Director’s Notes

Lenore and Manny in Cuba

I took my first tango lesson with my father during the filming of my last documentary, Dancing with My Father. In the edit room, I listened to the tango music and fell in love with it.  It was odd that I came to tango so late.  My dad and mom were wonderful dancers.  In the fifties, they were amateur ballroom stars in Cleveland and then in the sixties fell in love with Latin music.  They traveled to Cuba and Puerto Rico and throughout my youth our house was filled with mambos, cha cha’s, meringues, tangos, dance teachers and Latin bands.  I mainly danced with my father who had a strong lead so I never really understood what I was doing when we danced the occasional tango. After I finished editing “Dancing with My Father,” I decided to really learn how to dance the tango.  

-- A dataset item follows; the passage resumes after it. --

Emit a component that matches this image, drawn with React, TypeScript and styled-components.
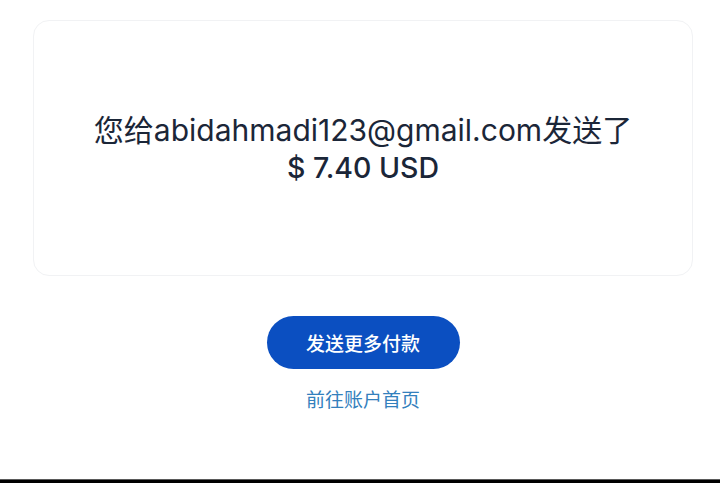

     I first took classes with Fran Chesleigh at Dance Manhattan on 19th St. in New York City.  Fran knew my parents back in the 60s and 70s when they came to New York to dance at the Palladium on 14th St. I was immediately hooked and started taking classes twice a week and a practica on Saturday.  I made good friends with the people in my beginning class and after about six months I screwed my courage to the dance floor, bought some tight fitting clothes and went to my first milonga (tango dance).  Thus began a very satisfying artistic pursuit and social life.  

My mother Lenore and me

     Then, one night, on a crowded tango dance floor, I saw my mother dancing beside me even though she had died almost thirty years before.  In her tight dress and sexy high heels, she danced with exquisite form and artistry.  As a young girl, I had always been in awe, and a bit embarrassed by my mom’s sexuality.  As I wrapped my own leg around my partner’s thigh and enjoyed his tight embrace, I felt as though I finally had a language to understand Lenore Rock — not just as my mother, but as the deeply sensual and complicated woman she was. 

 That night on the dance floor, I was 54, the age of my mother when she died. Suddenly, I found a language that allowed me to understand her and my own midlife surge of sensuality. I started to talk to other women in my classes and at dances who were experiencing the same thing.

Like my mother, the women were between 40-60. Unlike my mother’s generation, these women were single or divorced, working at demanding careers.  Whether we were searching for it or not, the tango gave us an opportunity to reconnect with our bodies. We started to stand up straight and wear tight clothes.  And it went deeper.  We were challenged to give up control and increase our partnering sensitivity.  

Many of us found a sense of self on the dance floor that we could not find through work, family or marriage.  I began to feel that dancing had changed my mother too.  On the dance floor, she was allowed to be herself; a woman in her prime with expressive power and beauty. But she misinterpreted the relationships on the dance floor for the real world, something I would see around me in tango as well.  I was too young to understand the subtleties of mid-life needs and desires at the time, but now I saw my mother as real woman and missed her even more.

Tango as Metaphor

On the surface, the dance appears to be male dominated. Why then does tango attract so many independent women? One answer is that tango is a complex dance of improvisation requiring the most intricate communication between partners.  The man initiates and the woman finishes the move.  She must be sensitive to her partner’s subtle lead and never anticipate.  To achieve this, she must surrender (not submit), but this requires that she have a strong center and be independent from the man or leader.  Only then can she give herself completely.   

 Tango is both difficult and easy.  It is intuitive and disciplined at the same time.  It is not tied to the beat; one can syncopate, dance in and out of time.  It is also a dance of plateaus.  Once you learn the basic figures the improvised variations are infinite.  But each time you master a move you also see more subtleties in the movement and realize there is so much more to learn.

     One distinguishing aspect of tango is the connection between partners.  It is an extremely intimate dance and releases potent amounts of male and female energies.  The intimacy brings its rewards and complications as in any relationship.  

Dance Classes

During my classes, I became aware of simple truths that relate to life.  I started to collect these metaphors from my teachers that could also be applied to contemporary relationships and “Surrender Tango,” took shape.